IMO yes, we should first get ugdb a bit on-par with linux-nat.c, don't we?
> I am asking because that I thought that gdb+gdbserver should
> try to work the same way as it works without gdbserver, and
> thus it should see clone/exit.
GDB has two lists of "threads":
Real libpthread / libthread_db / linux-thread-db.c / struct thread_info *
which is primarily used. Name is displayed by thread_db_pid_to_str().
Then there are also kernel tasks / linux-nat.c / struct lwp_info * which are
provided when libthread_db is not available. This second category IIRC does
not work so well as linux-thread-db.c is more commonly in use (I do not have
a fail testcase offhand, it may work). Name is displayed by
linux_nat_pid_to_str().
Both types of "threads" are displayed by GDB CLI `info threads'. Their name
format differs a bit, according to the display name function (to_pid_to_str).

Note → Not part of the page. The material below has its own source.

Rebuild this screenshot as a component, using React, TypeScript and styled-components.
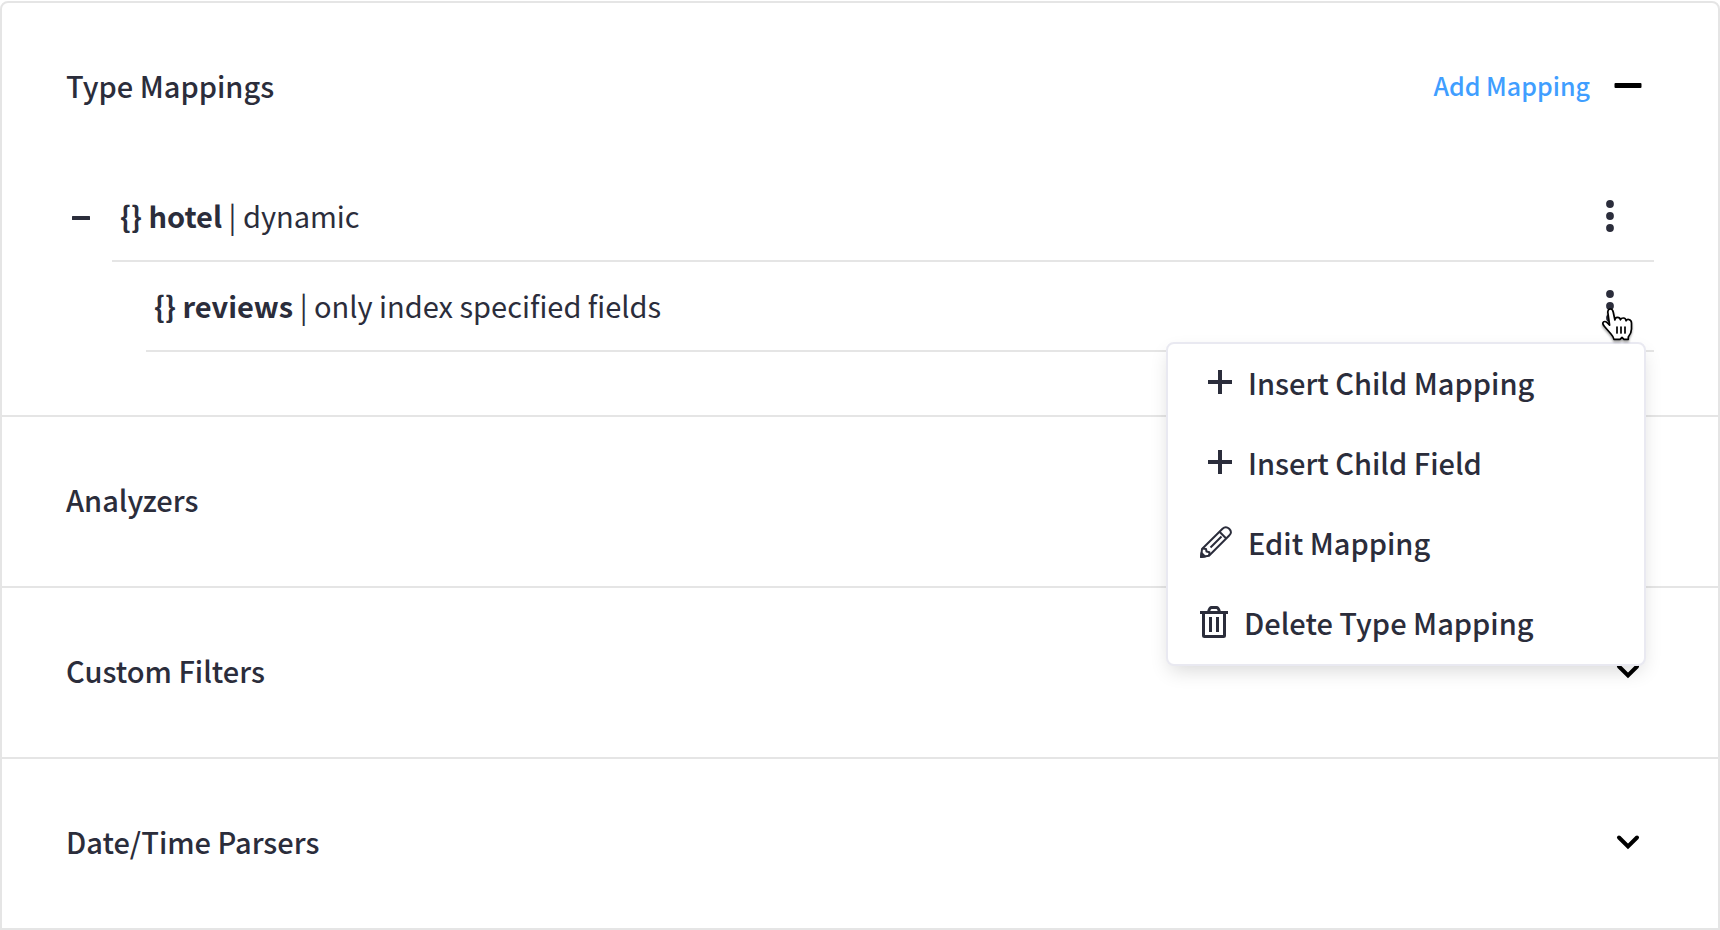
import React from "react";
import styled, { createGlobalStyle } from "styled-components";

const ink = "#2b2d3b";
const line = "#e5e5e5";

const GlobalStyle = createGlobalStyle`
  * { box-sizing: border-box; }
  body { margin: 0; background: #fff; }
  button { font: inherit; color: inherit; background: none; border: 0; padding: 0; margin: 0; cursor: pointer; }
  svg { display: block; flex: none; }
`;

const Panel = styled.main`
  margin-top: 1px;
  border: 2px solid ${line};
  border-radius: 8px 8px 0 0;
  color: ${ink};
  font-family: "Noto Sans CJK SC", "Liberation Sans", sans-serif;
  font-size: 29px;
  line-height: 40px;
`;

const Section = styled.section`
  & + & { border-top: 2px solid ${line}; }
`;

const SectionHeader = styled.header`
  display: flex;
  align-items: center;
  justify-content: space-between;
  padding: 62px 76px 67px 64px;
`;

const Title = styled.h2`
  margin: 0;
  font-size: inherit;
  font-weight: 500;
`;

const Actions = styled.div`
  display: flex;
  align-items: center;
  gap: 24px;
`;

const AddButton = styled.button`
  color: #409eff;
  font-size: 25px;
  font-weight: 500;
`;

const Tree = styled.ul`
  list-style: none;
  margin: 0;
  padding: 0 64px 63px 64px;
`;

const Row = styled.li<{ $depth: number }>`
  position: relative;
  display: flex;
  align-items: center;
  justify-content: space-between;
  height: 90px;
  margin-left: ${({ $depth }) => 46 + $depth * 34}px;
  padding: 0 40px 0 8px;
  border-bottom: 2px solid ${line};
`;

const Collapse = styled.button`
  position: absolute;
  left: -40px;
`;

const RowLabel = styled.span`
  padding-bottom: 2px;
  white-space: pre;
`;

const Menu = styled.div`
  position: absolute;
  z-index: 1;
  top: 80px;
  right: 8px;
  width: 480px;
  background: #fff;
  border: 2px solid #e9e9f1;
  border-radius: 8px;
  box-shadow: 0 8px 20px -4px rgba(0, 0, 0, 0.16);
`;

const MenuItem = styled.button`
  display: flex;
  align-items: center;
  gap: 16px;
  width: 100%;
  height: 80px;
  padding: 0 32px 4px;
  font-weight: 500;
  text-align: left;
`;

const Pointer = styled.svg`
  position: absolute;
  z-index: 2;
  top: 44px;
  right: 18px;
  pointer-events: none;
  filter: drop-shadow(0 2px 1px rgba(0, 0, 0, 0.35));
`;

const MinusIcon = () => (
  <svg width="28" height="28" viewBox="0 0 28 28" fill="#000">
    <rect x="0.5" y="12" width="27" height="5" rx="1" />
  </svg>
);

const ChevronIcon = () => (
  <svg width="28" height="28" viewBox="0 0 28 28" fill="none" stroke="#000" strokeWidth="4" strokeLinecap="round" strokeLinejoin="miter">
    <path d="M5 10.500l9 9 9-9" />
  </svg>
);

const KebabIcon = () => (
  <svg width="8" height="32" viewBox="0 0 8 32" fill={ink}>
    <circle cx="4" cy="4" r="3.9" />
    <circle cx="4" cy="16" r="3.9" />
    <circle cx="4" cy="28" r="3.9" />
  </svg>
);

const PlusIcon = () => (
  <svg width="32" height="32" viewBox="0 0 32 32" stroke={ink} strokeWidth="4">
    <path d="M8 16h24M20 4v24" />
  </svg>
);

const PencilIcon = () => (
  <svg width="32" height="32" viewBox="0 0 32 32" fill="none" stroke={ink} strokeWidth="2" strokeLinejoin="round">
    <path d="M1 31l1-8L22.500 2.800q3.200-3.200 6.700 0 3.500 3.500 0 6.700L9 29.700z" />
    <path d="M19.500 5.800l6.700 6.700M2.500 22.500l3.500.5.500 2.500 3 .7-.5 3.500M10.500 21.500L21.500 10.500" />
    <path d="M1 31l.5-4 3.500 3.500z" fill={ink} />
  </svg>
);

const TrashIcon = () => (
  <svg width="28" height="32" viewBox="0 0 28 32" fill="none" stroke={ink} strokeWidth="3">
    <path d="M0 6.500h28M3.500 7v22.500q0 1 1 1h19q1 0 1-1V7M8.500 6q1-4.500 3-4.500h5q2 0 3 4.500M10.500 11v15M17.500 11v15" />
  </svg>
);

const HandPointer = () => (
  <Pointer width="36" height="36" viewBox="0 0 36 36" fill="#fff" stroke="#000" strokeWidth="1.700" strokeLinejoin="round" strokeLinecap="round" aria-hidden="true">
    <path d="M7.800 6Q8 3 10.400 3q2.200 0 2.800 3l1.700 8q0-2.700 2.600-2.700 2.500 0 3 2.500.8-2 3-1.800 2.300.3 2.500 2.800.8-1.700 2.800-1.300 2.700.7 2.700 3.500v6q0 4-3.200 8v2.300h-4.300L22 31.500l-2 1.800h-6q-.5-2.500-3-5.300L4.500 20.500Q2.300 18 3 16.500q1.500-2 4 0l2.600 2.700z" />
    <path d="M17 21v6M21 21v6M25 21v6" />
  </Pointer>
);

const sections = ["Analyzers", "Custom Filters", "Date/Time Parsers"];

export default function App() {
  return (
    <>
      <GlobalStyle />
      <Panel>
        <Section>
          <SectionHeader>
            <Title>Type Mappings</Title>
            <Actions>
              <AddButton type="button">Add Mapping</AddButton>
              <button type="button" aria-label="Collapse Type Mappings"><MinusIcon /></button>
            </Actions>
          </SectionHeader>
          <Tree>
            <Row $depth={0}>
              <Collapse type="button" aria-label="Collapse hotel">
                <svg width="18" height="8" viewBox="0 0 18 8" fill={ink}><rect y="4" width="18" height="4" rx="0.5" /></svg>
              </Collapse>
              <RowLabel><b>{"{}"} hotel</b> | dynamic</RowLabel>
              <button type="button" aria-label="hotel actions"><KebabIcon /></button>
            </Row>
            <Row $depth={1}>
              <RowLabel><b>{"{}"} reviews</b> | only index specified fields</RowLabel>
              <button type="button" aria-label="reviews actions"><KebabIcon /></button>
              <Menu role="menu">
                <MenuItem type="button" role="menuitem"><PlusIcon />Insert Child Mapping</MenuItem>
                <MenuItem type="button" role="menuitem"><PlusIcon />Insert Child Field</MenuItem>
                <MenuItem type="button" role="menuitem"><PencilIcon />Edit Mapping</MenuItem>
                <MenuItem type="button" role="menuitem"><TrashIcon />Delete Type Mapping</MenuItem>
              </Menu>
              <HandPointer />
            </Row>
          </Tree>
        </Section>
        {sections.map((name) => (
          <Section key={name}>
            <SectionHeader>
              <Title>{name}</Title>
              <button type="button" aria-label={`Expand ${name}`}><ChevronIcon /></button>
            </SectionHeader>
          </Section>
        ))}
      </Panel>
    </>
  );
}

> However, gdbserver sends nothing to gdb if the tracee does
> pthread_create() or pthread_exit().
yes
On Sun, 18 Jul 2010 19:48:51 +0200, Oleg Nesterov wrote:
> gdbserver tracks PTRACE_EVENT_CLONE, yes. But it doesn't inform gdb.
IMO we can tune the non-libpthread mode later, AFAIK it does not work well
with linux-nat.c anyway.
> > gdb also uses higher-level knowledge read from user memory
> > (libthread_db) for some aspects of thread tracking.
>
> Well, yes and no (if I understood your message correctly).
>
> I have already looked at this code in horror. I really hope this magic
> is not needed for our purposes.
>
> It is gdbserver, not gdb, who uses libthread_db to find sub-threads and
> do other things.
>
> gdbserver asks gdb what is the symbol's address (say, _thread_db_list_t_next)
> via 'qSymbol'.
i see this can be a problem for ugdb. Guessing we will need to change GDB to
support new variant of proc-service.c working over the GDB protocol wire.
> However, there is the complication I already mentioned. If the main
> thread exits, this confuses gdbserver at least.
Replied above, this is a GDB bug even with linux-nat.c first, it was fixed in
Fedora GDB before but for some cases it apparently still does not work.